On remarque en outre que les COI des verbes à double construction (parfois appelés compléments d’objet second) peuvent toujours être déplacés et supprimés : À son fils cadet, le meunier ne laissa que son chat, Le meunier ne laissa à son fils cadet que son chat, et Le meunier ne laissa que son chat sont autant de phrases correctes. On doit donc, en vertu des règles énoncées plus haut, en déduire que ce sont des compléments de phrase, ou complément circonstanciels, mais pas des compléments d’objet. Je ne saurais dire si l’absurdité de ce système va jusque-là (car cette même terminologie préconise bien de partir de la construction du verbe, sans s’émouvoir des contradictions qui s’ensuivent), en tout cas, l’on constate qu’il est impossible, à partir de ces critères de distribution, d’identifier correctement un COS. C’est pourtant ce que l’on attend de nos élèves. S’ils appliquent rigoureusement ce qu’on leur demande d’appliquer, ils ne peuvent qu’en conclure que les COS sont des compléments circonstanciels et pas des compléments d’objet. Et l’on se plaint ensuite qu’ils mélangent tout…
Nous n’avons pour l’instant envisagé que des compléments appelés par la construction du verbe (appelés par sa construction) et l’affaire paraît déjà fort embrouillée, tant il y a déjà d’exceptions aux principes définissant les compléments essentiels.
Poursuivons.
Le petit chat boit du lait dans son bol.
Le petit chat boit du lait.
Le petit chat boit dans son bol.
Le petit chat boit.
* Dans son bol, le petit chat boit du lait.
* Le petit chat, dans son bol, boit du lait.
* Le petit chat, du lait dans son bol boit.
(Si un léger vertige vous saisit à la lecture des dernières phrases, c’est tout à fait normal. Sachez que ce vertige est supposé favoriser la réflexion.)
On constate que l’on peut supprimer « du lait », mais pas le déplacer. Mais bien qu’on puisse ici le supprimer (comme nous l’avons déjà remarqué, cette propriété est très instable), « du lait » est analysé comme COD : on dit boire quelque chose, l’action de boire s’exerce sur l’objet « du lait ». Certes, je n’en disconviens pas.
On constate que l’on peut dire exactement la même chose de « dans son bol » on peut le supprimer, mais pas le déplacer.
Or, l’on ne saurait, à partir des mêmes observations et des mêmes critères, tirer des conclusions différentes Il faut donc conclure, aussi absurde que cela puisse paraître, que « dans son bol » est un COI - ou alors les critères d’identification des groupes fonctionnels sont inopérants et conduisent à dire des âneries, car je n’ai fait que les appliquer rigoureusement.

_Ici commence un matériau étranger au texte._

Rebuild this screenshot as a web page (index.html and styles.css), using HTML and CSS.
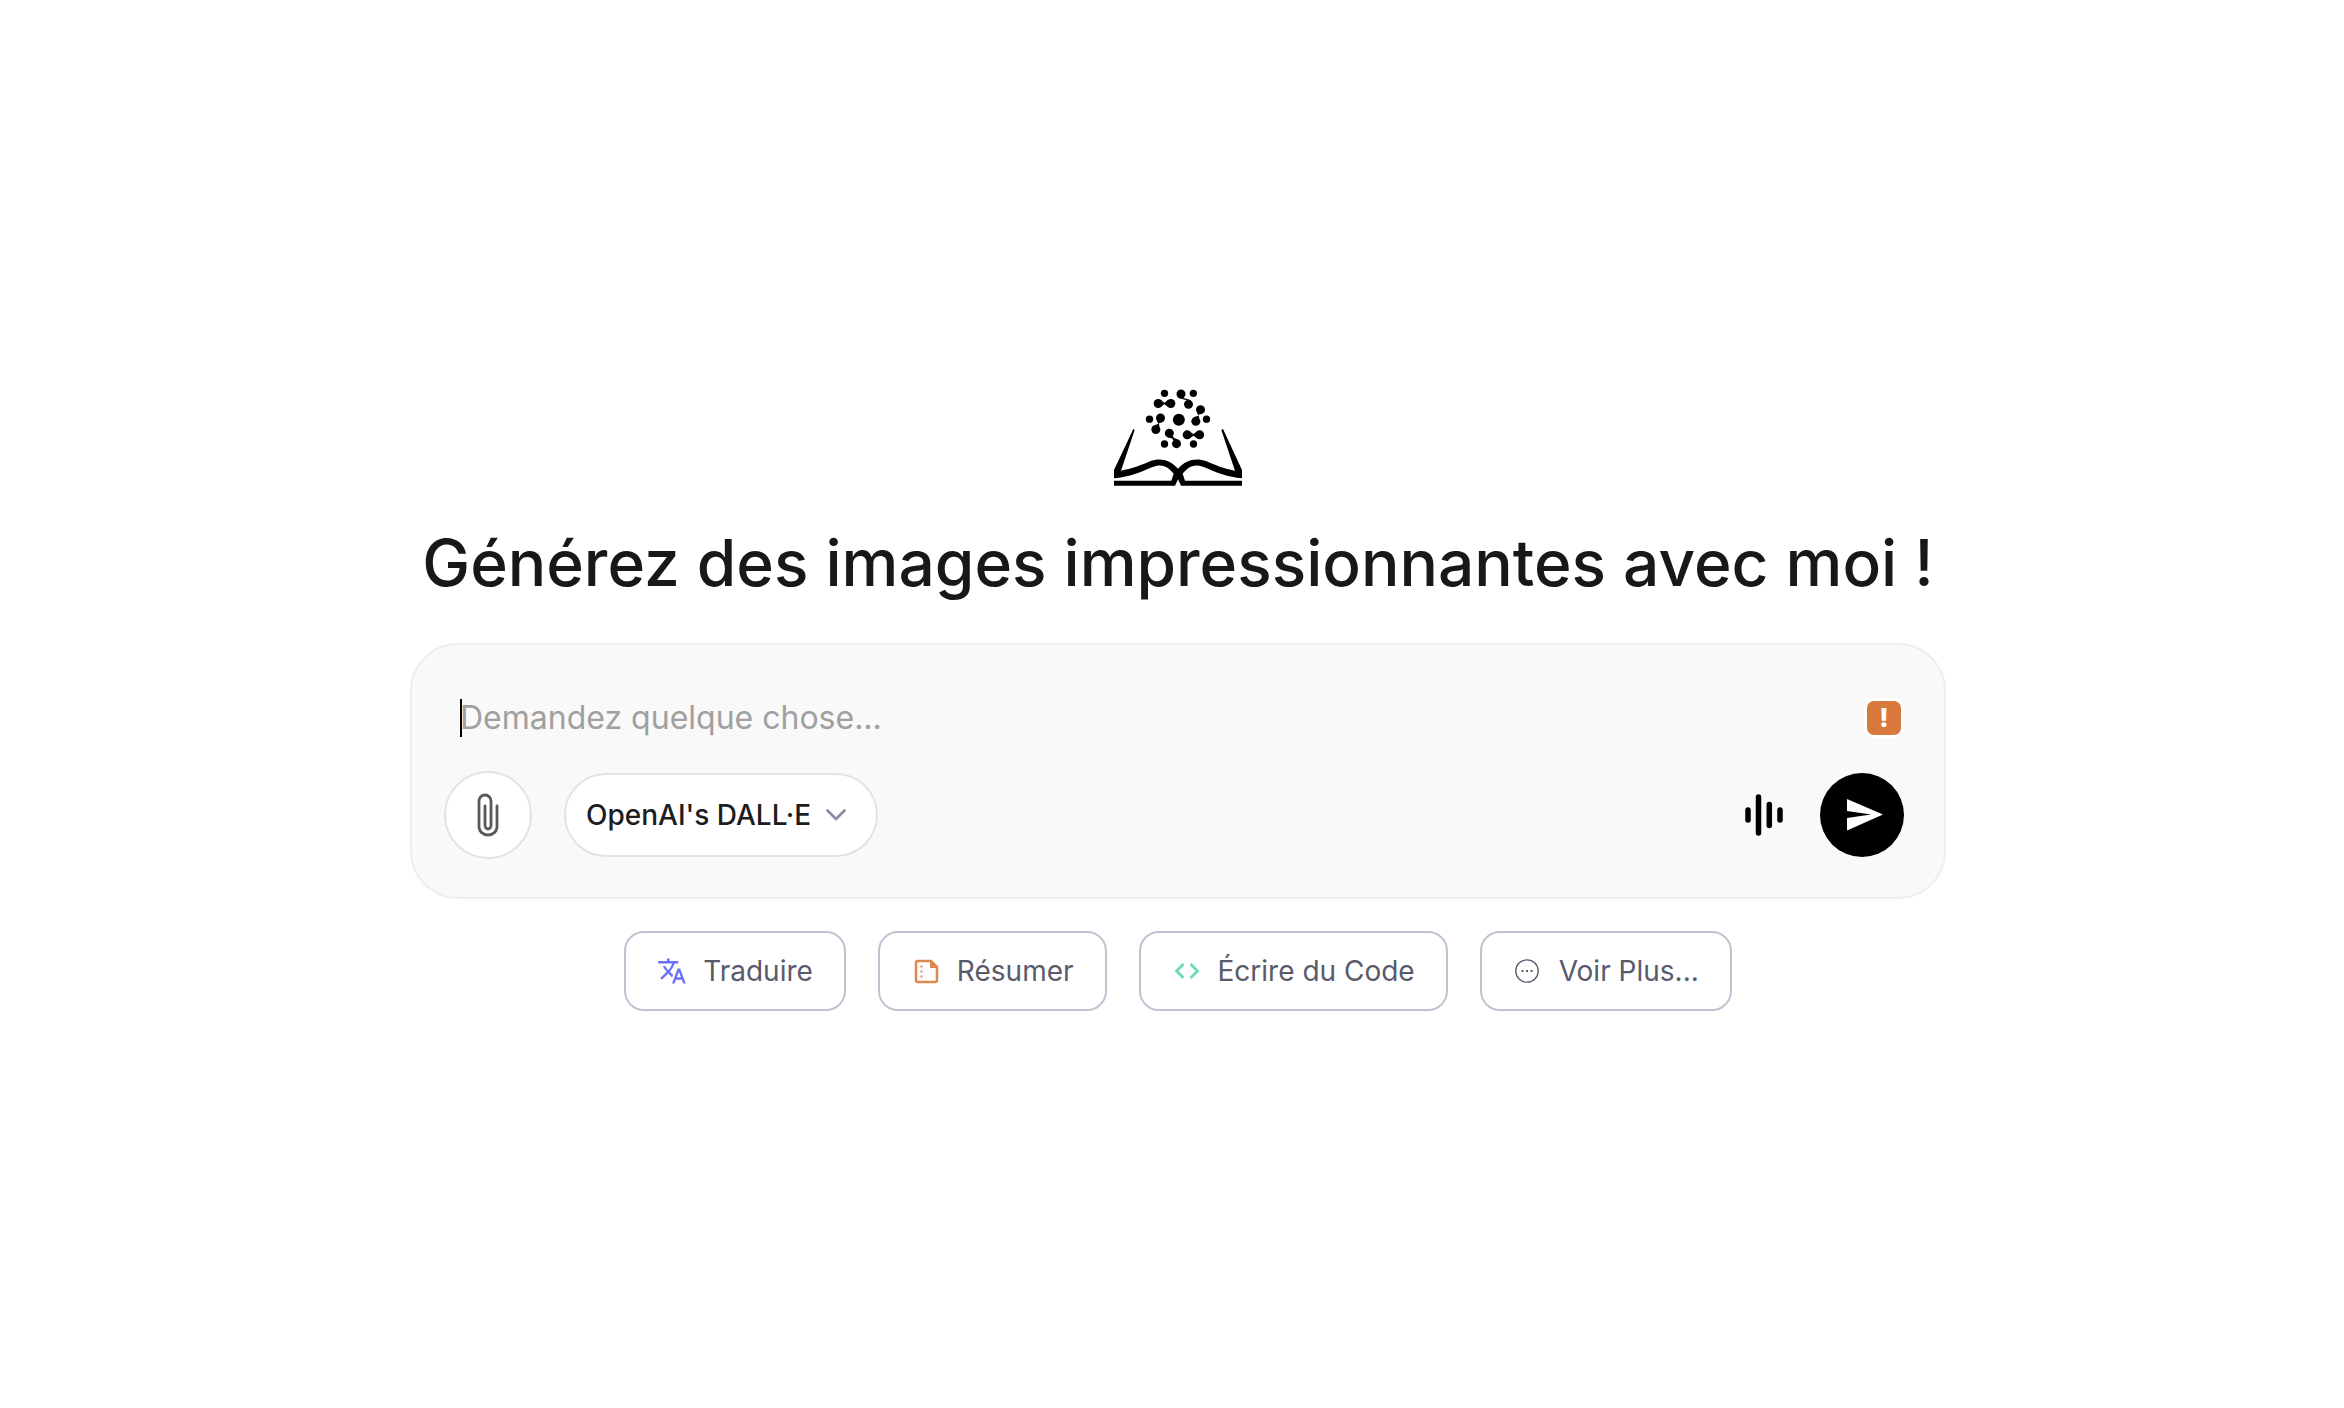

Il en va de même avec la phrase : Ta saleté de chat a encore fait pipi sur mon paillasson. Quoique le paillasson désignât le lieu du scandale, en bonne logique, si « À Paris » est un COI, « sur mon paillasson » est un COI aussi, puisqu’on ne peut pas le déplacer, ni le supprimer, puisque le problème, chacun en conviendra, n’est pas que le chat ait fait pipi, ce qui n’est jamais que sacrifier aux vicissitudes de la nature, mais qu’il ait fait pipi sur mon paillasson. Paillasson, COI. Cette analyse a beau heurter le bon sens et la compréhension spontanée de la phrase, il en va ainsi.
On ne peut donc plus s’appuyer sur le sens des mots pour en fonder l’analyse : seuls les critères de distribution président à la détermination de la fonction des groupes, contre le sens, si nécessaire. « À Paris » est le lieu où je vais, mais c’est un complément d’objet, qu’on vous dit.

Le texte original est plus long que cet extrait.